私がこの物語を初めて知ったのは、当時の松本幸四郎さんこと、当代松本白鸚さんが、新橋演舞場で、この目の見えない按摩さんを演じていたのを観た時でした。
この物語の主人公の目の見えない按摩さん
とっても悪い人なんです
歌舞伎を観るにあたって、歌舞伎の1つの見どころといいましょうか、魅力といいましょうか
歌舞伎の文化の一つ、悪人の主人公を観ることができるのも、非常に魅力的です。
悪の華とはよくいったものです
歌舞伎の大スターが演じる悪人の主人公は華があります。
つい見てしまう、見たくなってしまう、目が離せない。
とてもドキドキワクワクハラハラします。
中村芝翫さん
私が新橋演舞場で、この不知火検校の物語を観た時、なまくびの次郎という男を、当代中村芝翫さんこと、当時の中村橋之助さんが演じていました。
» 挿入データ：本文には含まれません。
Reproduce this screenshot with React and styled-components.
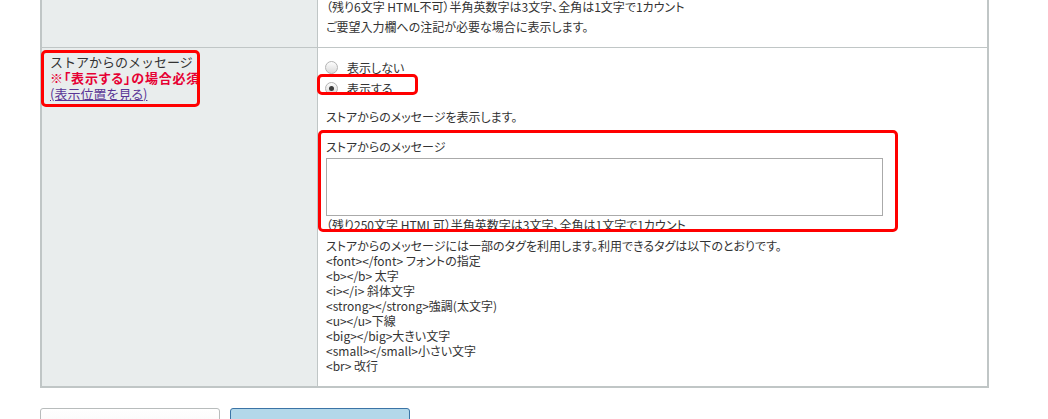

この、なまくびの次郎という男を演じる当代中村芝翫さんが出てきますと、なんだかこの人のことをもっと見たくなってしまいます。
つい見てしまう、もっと見たくなる、そう、これは華です。
なまくびの次郎を演じてるのが中村芝翫さんだから見たいわけではなく、つい見てしまう、もっと見たくなる、なまくびの次郎という男が、中村芝翫さんということでした。
なんだか、この人が声を発すると、その音が心地よく、今でも覚えているのは、
あーばーよー
という台詞です。
この人が主役を演じるお芝居も見てみたい、そう感じる、アバヨ、でした。